2° de prononcer la décharge des impositions en litige ;

3° de mettre à la charge de l'État la somme de 5 000 euros au titre de l'article L. 761-1 du code de justice administrative, ainsi que les entiers dépens de l'instance.

Elle soutient que :

-la procédure d'imposition est irrégulière dès lors qu'en méconnaissance de l'article L. 57 du livre des procédures fiscales, elle n'a pas été destinataire de la proposition de rectification du 18 novembre 2015, alors que l'administration fiscale avait connaissance de son adresse ;

-le principe du contradictoire et de la loyauté des débats ainsi que l'article L. 57 du livre des procédures fiscales ont été méconnus dès lors que, suite à sa demande d'explications, seule la proposition de rectification du 18 novembre 2015 lui a été communiquée, mais pas l'ensemble des pièces de la procédure d'imposition ;

- l'administration fiscale n'a pas respecté l'instruction BOI-CF-IOR-10-30 n° 160 en méconnaissance de l'article L. 80 A du livre des procédures fiscales ;

-la mise à sa charge de la pénalité de 40 % méconnaît l'article 6 § 2 de la convention européenne de sauvegarde des droits de l'homme et des libertés fondamentales et l'article 8 de la Déclaration des droits de l'homme et du citoyen ;

- le tribunal administratif de Versailles ne pouvait rejeter sa demande de décharge de la majoration de 10 % pour paiement tardif au motif que cette majoration n'aurait pas été contestée dans la réclamation du 1er février 2018 alors que sa demande tendant à la décharge des impositions litigieuses tendait nécessairement aussi à la décharge de cette majoration ; en outre, la proposition de rectification lui a été communiquée le jour de la date limite de paiement et un mois après sa demande d'information auprès de l'administration fiscale.
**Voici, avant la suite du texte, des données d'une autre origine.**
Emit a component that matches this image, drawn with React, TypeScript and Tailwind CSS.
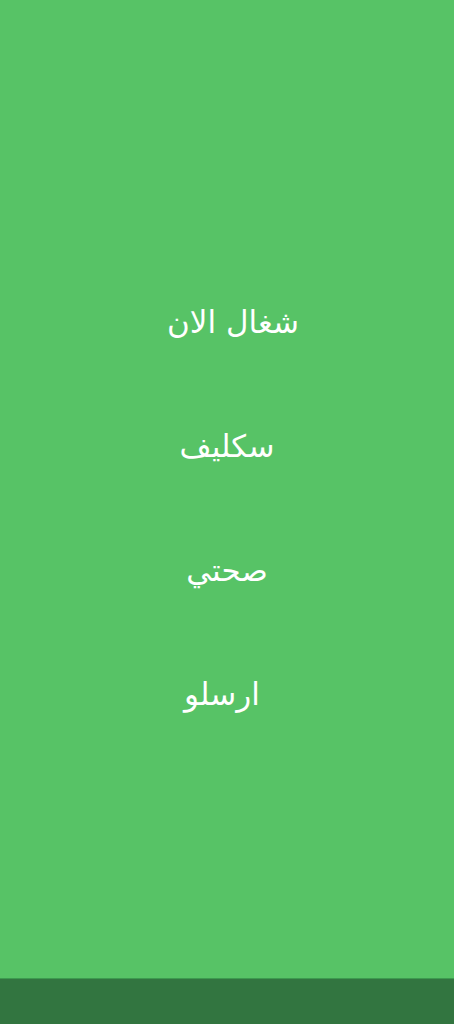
export default function App() {
  const items = ["شغال الان", "سكليف", "صحتي", "ارسلو"];

  return (
    <div className="flex h-[1024px] w-full flex-col bg-[#57c366]">
      <div
        dir="rtl"
        className="flex flex-1 flex-col items-center gap-[84px] pt-[302px] text-[31px] leading-[40px] text-white"
        style={{ fontFamily: '"DejaVu Sans", "Noto Sans", sans-serif' }}
      >
        {items.map((t, i) => (
          <div key={t} className={i === 0 ? "mr-[-12px]" : i === 3 ? "mr-[10px]" : ""}>
            {t}
          </div>
        ))}
      </div>
      <div className="h-[46px] w-full border-t border-[#3d9a4f] bg-[#327540]" />
    </div>
  );
}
Par un mémoire en défense, enregistré le 17 décembre 2021, le ministre de l'économie, des finances et de la relance conclut au rejet de la requête.

Il soutient que :

- les conclusions de Mme B ne sont recevables qu'à hauteur de la somme de 74 095 euros, dès lors que la majoration de 10 %, qui est une pénalité de recouvrement, n'a pas fait l'objet d'une réclamation préalable auprès du comptable public ;

- les moyens soulevés par Mme B ne sont pas fondés.

Par une ordonnance du 10 juin 2022, l'instruction a été fixée au 27 juin 2022, en application de l'article R. 613-1 du code de justice administrative.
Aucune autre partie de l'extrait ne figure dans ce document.